August 10, 2018

Things don’t make sense. You have to make sense of them.

7.45 am: A communion. 8.15 am: Postgraduate admin, before moving out to the School for a MA Art History dissertation tutorial with with one of Professor Cruise’s charge. (May he enjoy a long, happy, and fruitful retirement.):

9.45 am: I had an impromptu discussion with an intending BA Fine Art applicant. It takes more guts and gall to contemplate becoming a student when you’re in your middle years and beyond, than when you were eighteen years of age. Younger people come into education searching for a career; older students come, searching for themselves. Generally speaking, mature students have less confidence than their post-school counterparts at the outset, but a welter of experience, wisdom, determination, commitment, and energy. They know what they want, and are painfully conscious that this might be the last opportunity they’ll have to grasp it.

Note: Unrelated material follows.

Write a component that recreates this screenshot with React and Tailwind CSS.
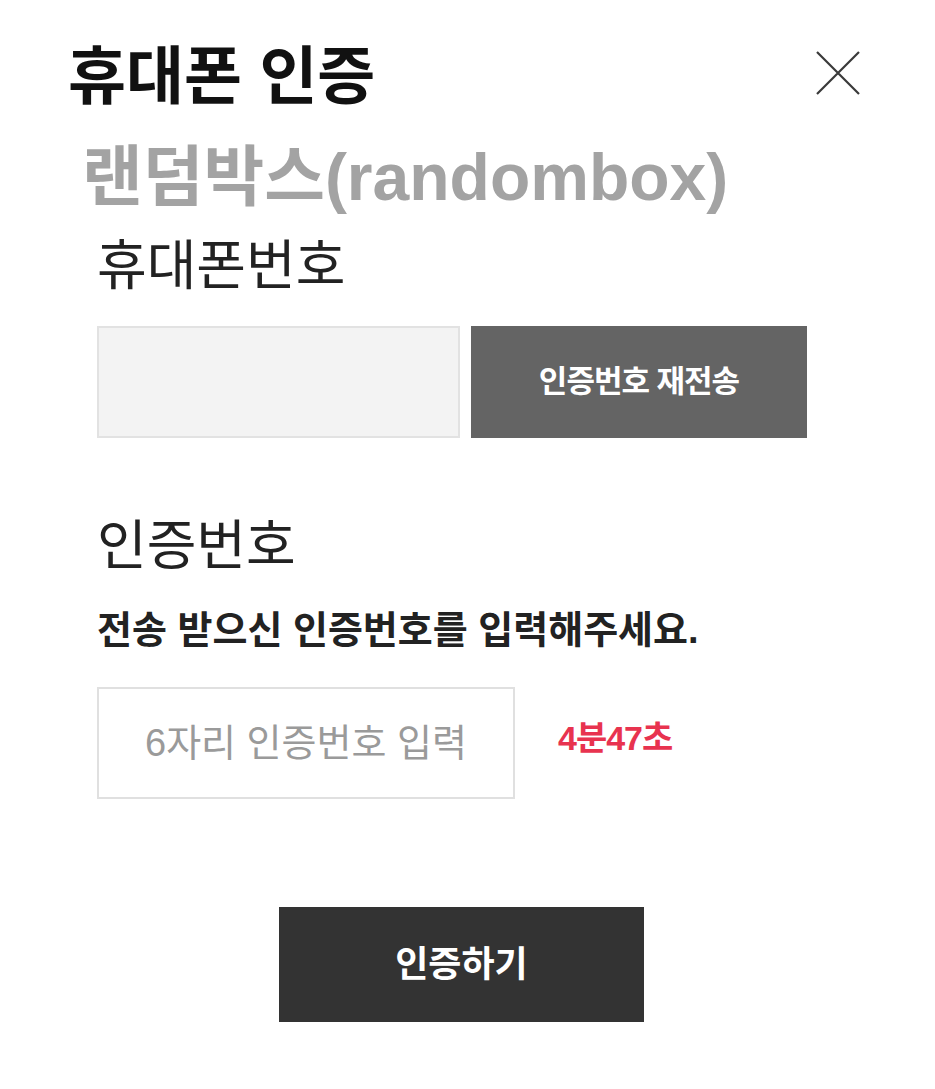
import { useState } from "react";

const font = { fontFamily: '"Liberation Sans", "Noto Sans CJK KR", sans-serif' };

export default function App() {
  const [phone, setPhone] = useState("");
  const [code, setCode] = useState("");

  return (
    <div className="w-[935px] h-[1089px] bg-white relative" style={font}>
      <div className="pl-[68px] pr-[72px] pt-[45px]">
        <div className="flex items-start justify-between">
          <h1 className="text-[63px] leading-none font-bold text-[#111]">휴대폰 인증</h1>
          <button className="mt-[3px] w-[50px] h-[50px] flex items-center justify-center">
            <svg width="48" height="48" viewBox="0 0 48 48">
              <path d="M3 3 L45 45 M45 3 L3 45" stroke="#3a3a3a" strokeWidth="2.2" fill="none" />
            </svg>
          </button>
        </div>
        <div className="mt-[36px] ml-[14px] text-[66px] leading-none font-bold text-[#a3a3a3]">랜덤박스(randombox)</div>
      </div>

      <div className="pl-[97px] pr-[128px]">
        <div className="mt-[29px] text-[54px] leading-none text-[#222]">휴대폰번호</div>
        <div className="mt-[33px] flex gap-[11px]">
          <input
            value={phone}
            onChange={(e) => setPhone(e.target.value)}
            className="w-[363px] h-[112px] bg-[#f3f3f3] border-2 border-[#e2e2e2] outline-none px-4 text-[30px]"
          />
          <button className="w-[336px] h-[112px] bg-[#646464] text-white text-[31px] font-bold tracking-[-1px]">
            인증번호 재전송
          </button>
        </div>

        <div className="mt-[81px] text-[54px] leading-none text-[#222]">인증번호</div>
        <div className="mt-[38px] text-[38px] leading-none font-bold text-[#222]">
          전송 받으신 인증번호를 입력해주세요.
        </div>
        <div className="mt-[38px] flex items-center">
          <input
            value={code}
            onChange={(e) => setCode(e.target.value)}
            placeholder="6자리 인증번호 입력"
            className="w-[418px] h-[112px] bg-white border-2 border-[#e0e0e0] outline-none pl-[46px] text-[38px] text-[#333] placeholder:text-[#9a9a9a]"
          />
          <span className="ml-[43px] mb-[10px] text-[34px] font-bold text-[#e8334f] tracking-[-1px]">4분47초</span>
        </div>
      </div>

      <div className="mt-[108px] flex justify-center pr-[12px]">
        <button className="w-[365px] h-[115px] bg-[#333333] text-white text-[36px] font-bold">
          인증하기
        </button>
      </div>
    </div>
  );
}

10.15 am: Studiology. I replaced the bacon-sliced introduction of Scourby reading the first part of the Habakkuk text with the original integrated version, and also a modified version of the scratch loop. So much better. (‘What were you thinking, John?’) From this point onwards, the layers of the composition would need to be stacked and reconciled on a moment-by-moment basis. In essence, the problem was that straightforward to resolve. But I still needed a climax prior to the thunderously mellow ‘afterglow’:

Punch in; punch out; punch in. Move (fractionally). Adjust volume. Listen. Listen. Stack. There’ s always a reason why a something works, finally. You need to study and learn from the solution, discern the underlying principle, and apply it, subsequently, in other the contexts of the work. At every point I asked myself: ‘What can I take away?’ What is the simplest expression of the proposition?’ The composition should only as long as is required to realise its possibilities. And, therefore, as short as possible.

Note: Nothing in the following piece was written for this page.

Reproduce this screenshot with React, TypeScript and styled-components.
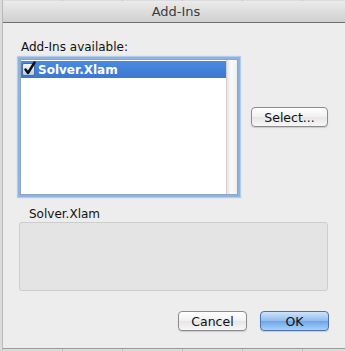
import React from "react";
import styled, { createGlobalStyle } from "styled-components";

const Global = createGlobalStyle`
  html, body { margin: 0; padding: 0; }
  body {
    width: 345px; height: 351px; overflow: hidden;
    background: #d4d4d6;
    font-family: "Lucida Grande", "DejaVu Sans", sans-serif;
  }
`;

const Backdrop = styled.div`
  width: 345px;
  height: 351px;
  box-sizing: border-box;
  padding: 1px 0 0 3px;
  background:
    repeating-linear-gradient(90deg, transparent 0 2px, #c2c2c4 2px 3px, transparent 3px 60px),
    #dcdcde;
`;

const Dialog = styled.div`
  width: 342px;
  height: 347px;
  display: flex;
  flex-direction: column;
  background: #ededed;
  border-bottom: 1px solid #9a9a9a;
  box-shadow: -1px 0 0 #b9b9b9;
`;

const TitleBar = styled.div`
  height: 21px;
  flex: none;
  display: flex;
  align-items: center;
  justify-content: center;
  background: linear-gradient(#ebebeb, #d0d0d0);
  border-bottom: 1px solid #6d6d6d;
  font-size: 13px;
  color: #3c3c3c;
  padding-left: 4px;
`;

const Body = styled.div`
  flex: 1;
  display: flex;
  flex-direction: column;
  padding: 17px 0 0 16px;
`;

const Label = styled.div<{ $indent?: number }>`
  font-size: 12px;
  color: #111;
  padding-left: ${(p) => p.$indent ?? 1}px;
  line-height: 14px;
`;

const TopRow = styled.div`
  display: flex;
  gap: 13px;
  margin-top: 3px;
`;

const ListBox = styled.div`
  width: 216px;
  height: 134px;
  display: flex;
  background: #fff;
  border: 1px solid #8aa6c9;
  box-shadow: 0 0 0 2px #8fb3e0, 0 0 1px 3px #b4cdea;
  margin: 2px 0 0 1px;
`;

const Items = styled.div`
  flex: 1;
  padding-top: 1px;
`;

const ItemRow = styled.div<{ $selected?: boolean }>`
  height: 17px;
  display: flex;
  align-items: center;
  gap: 3px;
  padding-left: 1px;
  background: ${(p) => (p.$selected ? "linear-gradient(#4a8ae0, #3b78cf)" : "transparent")};
  color: ${(p) => (p.$selected ? "#fff" : "#000")};
  font-weight: bold;
  font-size: 12px;
`;

const Check = styled.span`
  position: relative;
  width: 13px;
  height: 13px;
  box-sizing: border-box;
  border: 1px solid #4f6f99;
  border-radius: 2px;
  background: linear-gradient(#f2f7fd, #b5cdec);
  flex: none;
`;

const CheckMark = styled.svg`
  position: absolute;
  left: 0;
  top: -3px;
  overflow: visible;
`;

const ScrollTrack = styled.div`
  width: 10px;
  background: linear-gradient(90deg, #e4e4e4, #fafafa 40%, #efefef);
  border-left: 1px solid #cfcfcf;
`;

const Side = styled.div`
  padding-top: 50px;
`;

const Button = styled.button<{ $primary?: boolean; $w: number }>`
  width: ${(p) => p.$w}px;
  height: 20px;
  box-sizing: border-box;
  border-radius: 4px;
  border: 1px solid ${(p) => (p.$primary ? "#4d73a8" : "#8c8c8c")};
  background: ${(p) =>
    p.$primary
      ? "linear-gradient(#cfe3fb, #8fbbef 50%, #6da5ea 51%, #a7d0fa)"
      : "linear-gradient(#ffffff, #f1f1f1 50%, #e6e6e6 51%, #f7f7f7)"};
  box-shadow: 0 1px 1px rgba(0, 0, 0, 0.15);
  font-family: inherit;
  font-size: 12.5px;
  color: #111;
  padding: 0;
  display: flex;
  align-items: center;
  justify-content: center;
`;

const DescLabel = styled(Label)`
  margin-top: 12px;
`;

const DescBox = styled.div`
  width: 309px;
  height: 69px;
  margin: 1px 0 0 0;
  box-sizing: border-box;
  background: #e4e4e4;
  border: 1px solid #cdcdcd;
  border-radius: 3px;
`;

const Buttons = styled.div`
  display: flex;
  justify-content: flex-end;
  gap: 13px;
  padding-right: 16px;
  margin-top: 20px;
`;

export default function App() {
  return (
    <>
      <Global />
      <Backdrop>
        <Dialog>
          <TitleBar>Add-Ins</TitleBar>
          <Body>
            <Label $indent={2}>Add-Ins available:</Label>
            <TopRow>
              <ListBox>
                <Items>
                  <ItemRow $selected>
                    <Check>
                      <CheckMark width="13" height="15" viewBox="0 0 13 15">
                        <path d="M2.5 8.5 L5 12 L11.5 1.5" fill="none" stroke="#0d0d0d" strokeWidth="2.4" strokeLinecap="round" strokeLinejoin="round" />
                      </CheckMark>
                    </Check>
                    Solver.Xlam
                  </ItemRow>
                </Items>
                <ScrollTrack />
              </ListBox>
              <Side>
                <Button $w={77}>Select...</Button>
              </Side>
            </TopRow>
            <DescLabel $indent={10}>Solver.Xlam</DescLabel>
            <DescBox />
            <Buttons>
              <Button $w={69}>Cancel</Button>
              <Button $w={69} $primary>OK</Button>
            </Buttons>
          </Body>
        </Dialog>
      </Backdrop>
    </>
  );
}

After lunch, I continued to edit and compress, while paying particular attention to the moments of silence in the piece. Silence can be quite terrifying when placed immediately after a loud or volatile passage. It may signify either rest and cessation, or the calm before an even greater storm. Silence may be ambiguous. And therein, in part, lies its power. Today, the longed-for climax was the silence. By mid afternoon, having attached the second part of Scourby’s reading to the end of the thunder section, the composition was more or less in the bag. I needed, now, time away from the piece before finalising the mix.

I returned to the turntables:

The improvisation on August 8 had suggested a further set of possibilities. I wanted to manipulate, together, the recordings of the acoustic writing and Scourby reading, using the same modulation filters as I’d deployed on the previous occasion.

7.30 pm: Onto the decks for open-ended exploration of an idea:

My aim was to freewheel, while keeping one step ahead in my mind regarding the strategies and technological methods of manipulation. I reckoned that for every twenty minutes of playing I’d generate thirty seconds of listenable (as distinct from useable) material. This is what the work required of me. Who was I to demur?